A Bruxelles, allora, si guarda già al dopo. Oltre alla scontata ratifica parallela dell'accordo di recesso da parte del Parlamento europeo, gli eurodeputati di Sua Maestà sono pronti a lasciare la capitale belga e, nella notte fra il 31 gennaio ed il 1 febbraio, tutte le bandiere del Regno – la Union Jack – saranno ammainate davanti alle istituzioni europee a Bruxelles, Strasburgo e Lussemburgo. «No, no, no, non torneremo, questo è il punto di non ritorno», ha detto uno dei grandi promotori della Brexit, Nigel Farage, che per oltre 21 anni ha occupato gli scranni dell’Europarlamentari, a chi gli chiede se in futuro il Regno Unito ritornerà in Ue.  «Dobbiamo lavorare per avere degli accordi che impediscano qualsiasi ripercussione economica negativa, consapevoli che, se ci saranno difficoltà, le ripercussioni negative saranno alla fine purtroppo più negative per il Regno Unito che per l'insieme dell'Ue», ha invece affermato il commissario Ue all'Economia, Paolo Gentiloni, sottolineando di vivere la Brexit «come un momento triste, ma è una scelta che non abbiamo voluto, che ha voluto la maggioranza del popolo britannico e che noi non possiamo che accettare, non è una bella pagina per l’Unione».

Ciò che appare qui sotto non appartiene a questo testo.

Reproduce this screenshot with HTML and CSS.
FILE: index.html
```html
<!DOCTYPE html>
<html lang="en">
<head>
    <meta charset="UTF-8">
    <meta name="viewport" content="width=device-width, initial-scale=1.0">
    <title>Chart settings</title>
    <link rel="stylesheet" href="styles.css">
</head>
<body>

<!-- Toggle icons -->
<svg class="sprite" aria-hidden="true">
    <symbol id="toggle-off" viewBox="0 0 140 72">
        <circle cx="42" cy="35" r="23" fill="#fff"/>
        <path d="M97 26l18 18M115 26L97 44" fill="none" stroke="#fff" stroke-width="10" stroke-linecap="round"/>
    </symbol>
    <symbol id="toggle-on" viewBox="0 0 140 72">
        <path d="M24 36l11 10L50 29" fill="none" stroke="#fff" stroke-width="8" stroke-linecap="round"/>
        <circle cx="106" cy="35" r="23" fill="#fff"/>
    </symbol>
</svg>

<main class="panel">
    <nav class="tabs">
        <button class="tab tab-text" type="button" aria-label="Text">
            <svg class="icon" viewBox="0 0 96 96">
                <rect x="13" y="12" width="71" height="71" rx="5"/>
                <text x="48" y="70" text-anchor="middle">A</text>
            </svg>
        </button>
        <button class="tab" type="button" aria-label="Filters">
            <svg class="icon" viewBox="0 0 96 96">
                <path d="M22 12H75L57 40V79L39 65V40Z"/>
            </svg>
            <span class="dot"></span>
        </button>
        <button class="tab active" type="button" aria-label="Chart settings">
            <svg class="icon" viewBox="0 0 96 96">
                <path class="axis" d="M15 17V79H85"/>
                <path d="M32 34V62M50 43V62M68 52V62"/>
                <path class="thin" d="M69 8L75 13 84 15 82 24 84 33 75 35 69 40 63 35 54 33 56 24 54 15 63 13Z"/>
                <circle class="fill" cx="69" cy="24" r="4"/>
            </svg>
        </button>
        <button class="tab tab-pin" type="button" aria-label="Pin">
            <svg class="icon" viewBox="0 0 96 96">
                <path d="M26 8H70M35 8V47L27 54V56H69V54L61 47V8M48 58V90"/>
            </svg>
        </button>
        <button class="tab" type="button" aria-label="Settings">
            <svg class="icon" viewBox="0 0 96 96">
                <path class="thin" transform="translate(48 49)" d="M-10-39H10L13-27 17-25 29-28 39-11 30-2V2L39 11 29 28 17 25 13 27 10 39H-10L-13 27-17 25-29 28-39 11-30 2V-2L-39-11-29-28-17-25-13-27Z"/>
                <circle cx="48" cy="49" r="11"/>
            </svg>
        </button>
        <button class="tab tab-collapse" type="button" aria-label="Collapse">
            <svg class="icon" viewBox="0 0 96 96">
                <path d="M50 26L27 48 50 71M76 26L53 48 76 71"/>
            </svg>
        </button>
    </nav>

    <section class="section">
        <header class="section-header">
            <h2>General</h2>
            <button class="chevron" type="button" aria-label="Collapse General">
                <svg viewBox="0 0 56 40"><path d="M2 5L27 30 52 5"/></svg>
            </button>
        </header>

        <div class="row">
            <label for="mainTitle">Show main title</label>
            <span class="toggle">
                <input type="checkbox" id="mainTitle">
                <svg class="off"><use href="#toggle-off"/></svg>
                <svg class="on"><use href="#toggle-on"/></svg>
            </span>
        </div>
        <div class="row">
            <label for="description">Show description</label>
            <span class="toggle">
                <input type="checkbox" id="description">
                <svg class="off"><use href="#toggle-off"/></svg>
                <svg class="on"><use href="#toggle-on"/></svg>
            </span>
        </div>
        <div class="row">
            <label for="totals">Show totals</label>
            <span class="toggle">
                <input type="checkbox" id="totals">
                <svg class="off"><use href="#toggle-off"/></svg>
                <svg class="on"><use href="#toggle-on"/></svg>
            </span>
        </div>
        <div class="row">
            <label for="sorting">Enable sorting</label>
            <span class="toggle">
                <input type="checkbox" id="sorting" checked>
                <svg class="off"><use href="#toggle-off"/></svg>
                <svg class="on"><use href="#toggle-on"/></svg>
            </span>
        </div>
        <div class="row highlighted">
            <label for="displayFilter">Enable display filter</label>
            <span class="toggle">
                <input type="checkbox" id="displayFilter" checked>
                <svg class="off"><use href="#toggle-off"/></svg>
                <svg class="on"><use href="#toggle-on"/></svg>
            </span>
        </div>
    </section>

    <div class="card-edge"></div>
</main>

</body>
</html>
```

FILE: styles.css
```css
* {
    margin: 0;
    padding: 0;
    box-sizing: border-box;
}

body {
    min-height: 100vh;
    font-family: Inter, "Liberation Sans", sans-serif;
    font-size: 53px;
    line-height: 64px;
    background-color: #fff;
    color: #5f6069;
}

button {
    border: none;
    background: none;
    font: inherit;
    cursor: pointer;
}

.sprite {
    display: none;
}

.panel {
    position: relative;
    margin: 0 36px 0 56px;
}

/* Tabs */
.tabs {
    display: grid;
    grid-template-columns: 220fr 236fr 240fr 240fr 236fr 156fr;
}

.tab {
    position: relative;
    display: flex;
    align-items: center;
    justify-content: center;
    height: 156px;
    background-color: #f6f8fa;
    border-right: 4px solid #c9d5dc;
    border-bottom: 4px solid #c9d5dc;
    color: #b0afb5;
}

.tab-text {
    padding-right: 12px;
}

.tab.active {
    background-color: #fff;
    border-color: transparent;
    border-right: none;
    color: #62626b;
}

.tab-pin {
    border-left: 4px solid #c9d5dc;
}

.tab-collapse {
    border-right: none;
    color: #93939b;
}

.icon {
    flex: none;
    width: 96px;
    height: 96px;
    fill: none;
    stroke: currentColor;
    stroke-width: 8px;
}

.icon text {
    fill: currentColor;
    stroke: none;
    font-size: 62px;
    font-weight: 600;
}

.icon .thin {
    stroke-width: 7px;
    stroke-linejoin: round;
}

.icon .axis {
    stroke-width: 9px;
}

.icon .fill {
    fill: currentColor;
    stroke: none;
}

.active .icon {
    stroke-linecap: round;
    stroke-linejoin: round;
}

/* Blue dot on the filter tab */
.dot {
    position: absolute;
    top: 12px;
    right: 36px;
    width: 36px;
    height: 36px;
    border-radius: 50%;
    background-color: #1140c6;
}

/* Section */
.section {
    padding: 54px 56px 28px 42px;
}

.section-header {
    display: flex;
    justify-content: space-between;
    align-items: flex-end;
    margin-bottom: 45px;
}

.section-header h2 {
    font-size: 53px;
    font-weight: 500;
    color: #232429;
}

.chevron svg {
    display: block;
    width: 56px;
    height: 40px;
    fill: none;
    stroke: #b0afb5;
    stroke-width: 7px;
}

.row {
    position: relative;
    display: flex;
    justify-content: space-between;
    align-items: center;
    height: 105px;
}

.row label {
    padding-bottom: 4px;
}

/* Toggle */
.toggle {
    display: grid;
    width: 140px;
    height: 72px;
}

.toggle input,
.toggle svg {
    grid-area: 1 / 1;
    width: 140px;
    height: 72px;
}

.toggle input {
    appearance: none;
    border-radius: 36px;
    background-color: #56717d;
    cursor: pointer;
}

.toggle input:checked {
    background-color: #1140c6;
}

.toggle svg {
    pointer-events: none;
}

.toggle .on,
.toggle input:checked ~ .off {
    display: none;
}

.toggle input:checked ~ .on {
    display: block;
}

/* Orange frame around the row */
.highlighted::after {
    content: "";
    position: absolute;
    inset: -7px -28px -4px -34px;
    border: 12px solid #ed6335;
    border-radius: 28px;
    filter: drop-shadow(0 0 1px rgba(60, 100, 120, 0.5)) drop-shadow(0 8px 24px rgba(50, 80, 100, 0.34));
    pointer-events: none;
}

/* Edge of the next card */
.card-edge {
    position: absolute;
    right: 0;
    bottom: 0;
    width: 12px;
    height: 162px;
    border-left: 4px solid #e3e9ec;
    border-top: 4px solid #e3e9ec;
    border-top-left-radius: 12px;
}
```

 I tempi dei prossimi passi negoziali tra l’Ue e il Regno sul libero scambio sono stretti: gli Usa sono in agguato sulla riva del fiume per cogliere la chance d'un patto commerciale favorevole con Boris Johnson. Un accordo ‘speciale’ che, secondo il segretario al Tesoro americano, Steven Mnuchin, e i voleri di Donald Trump, potrebbe essere chiuso già «quest'anno».